March 9, 2026

Story points might be the most misunderstood concept in software. Some teams swear by them. Others think they're a scam. The debate says more about how teams use them than about the unit itself.
At a recent DeveloperWeek conference, a panel on estimation methods turned into one of the most heated sessions of the day. Half the room argued that story points are the only honest way to estimate software. The other half argued they're a layer of abstraction that exists to avoid accountability. Both sides had a point, which is exactly why the conversation matters.
The problem with story points isn't the unit. It's that most teams use them as a translation layer for hours, which defeats the entire purpose.
Story points exist because hours are a lie. Not a deliberate lie. A structural one.
When you estimate in hours, you're making a prediction about how long something will take a specific person under specific conditions. But you rarely know who will do the work at the point when the estimate matters most. A task that takes two hours for an engineer who's built the same integration before takes eight hours for one who hasn't. Hours create false precision. They make the estimate look concrete when the inputs are vapor.
Story points solve this by measuring relative complexity instead of absolute time. A feature rated at 8 points is roughly twice as complex as one rated at 4, regardless of who builds it. The unit captures effort, risk, and uncertainty in a single number, without pretending to know how long the clock will run.

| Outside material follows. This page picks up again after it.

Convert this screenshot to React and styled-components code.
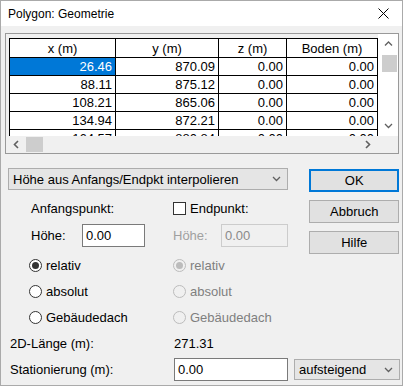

The story-points-versus-hours debate isn't academic. It reflects a genuine tension in how software gets planned, priced, and delivered.
The case for story points: Relative estimation is something humans are naturally good at. You can easily tell that one task is twice as complex as another, even if you can't predict how many hours either will take. Story points remove the pressure of false precision and let teams focus on the shape of the work rather than the clock. Over time, a team's velocity, the number of points they consistently complete per sprint, becomes a reliable forecasting tool.
The case for hours: Hours are universal. Stakeholders understand them. Contracts are written in them. Budgets are built on them. And critically, you can bill for them. Ron Jeffries, one of the people involved in the team that first used story points, has publicly expressed regret about the unintended consequences of the concept, noting that many teams misuse them in ways that create more confusion than clarity.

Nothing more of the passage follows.